Die vorangegangenen Sturmfluten waren aber wohl nicht der alleinige Grund der Aufgabe dieser Orte. Im Laufe der Zeit hatten sich dort die Lebensbedingungen insgesamt verschlechtert, so dass jüngere Generationen bereits die Orte früher verließen. Dabei nahmen sie alles Brauchbare, Vieh und Wertsachen aus den verlassenen Wohnplätzen mit. Es ist gut vorstellbar, dass die Älteren noch über viele Jahre oder bis zu ihrem Lebensende in den teilweise verlassenen Orten ausharrten.

Die Ortsbezeichnungen Odendorf, Osterbur, Ost- und Westbense finden wir heute auch noch hinter der Deichlinie wieder, so dass man davon ausgehen kann, dass die Bewohner der untergegangene Dörfer dorthin zogen. Man nimmt an, dass die Bewohner von Otzum überwiegend in Seriem ansiedelten.

Weitere Hinweise zu diesen Orten.

Bevor Häuptling Ulrich von Werdum 1530 starb, berichtete er in Aufzeichnungen an seine Hinter- bliebenen von Überresten des Dorfes Otzum, die er im Watt vor Seriem gesehen hatte und von Granitsteinen der Otzumer Kirche, die dort aus dem Watt herausragen würden.

In der Landesbeschreibung von B. Arends (Herausgegeben 1930 von Dr. H. Reimers) können wir lesen, dass die Fundamente der Kirche von Otzum sogar um 1909 noch sichtbar waren. Der Ort Otzum hat gegenüber von Addenhausen, etwa 2000 Schritt hinter dem Deich gelegen. 1781 waren bei Niedrigwasser noch Straßensteine zu erkennen.

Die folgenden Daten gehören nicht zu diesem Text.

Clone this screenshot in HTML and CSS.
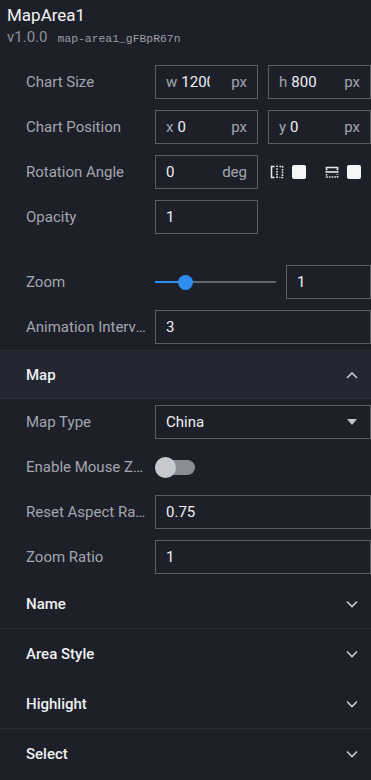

Aber auch auf die Existenz der untergegangenen Kirche von Oldendorf gibt es Hinweise. Der Geschichtsschreiber Andrèe gibt 1840 an, dass er Fundamentspuren  in der Ecke des Westerburer Polders außerhalb des Polderdeiches gefunden hat. Demnach ist der Flügeldeich des Polders über die alten Fundamente hinweg gebaut worden.

Axel Heinze, Leiter des Heimatmuseums Peldemühle in Esens, verbringt bei Ebbe viel Zeit im Wattengebiet, um nach weiteren Spuren von Otzum und den anderen Dörfern zu suchen. Dabei hat er auch Granitsteine der Otzumer Kirche entdeckt, nachdem er zuvor Zeichen für eine ehemalige Besiedlung in der Gegend von Ostbense ausmachte.

Er fand überwiegend Hausmüll wie zerbrochene Keramik, Knochen oder Gebrauchsgegenstände und schließlich auch Gebeine von ehemaligen Bewohnern, die in dem Esenser Heimatmuseum „Peldemühle“ ausgestellt werden.

Die Tatsache, dass bislang keine wertvolleren Funde zu verzeichnen waren, wird als Indiz dafür gewertet, dass die Dörfer normal verlassen werden konnten und eine plötzliche Naturkatastrophe vermutlich nicht der alleinige Grund des Untergangs war.

Von Otzum und den anderen Orten gibt es heute keine sichtbare Spuren mehr. Sie wurden unter dem Schlick des Wattenmeeres, durch die Gezeitenwechsel und durch spätere Sturmfluten für immer begraben.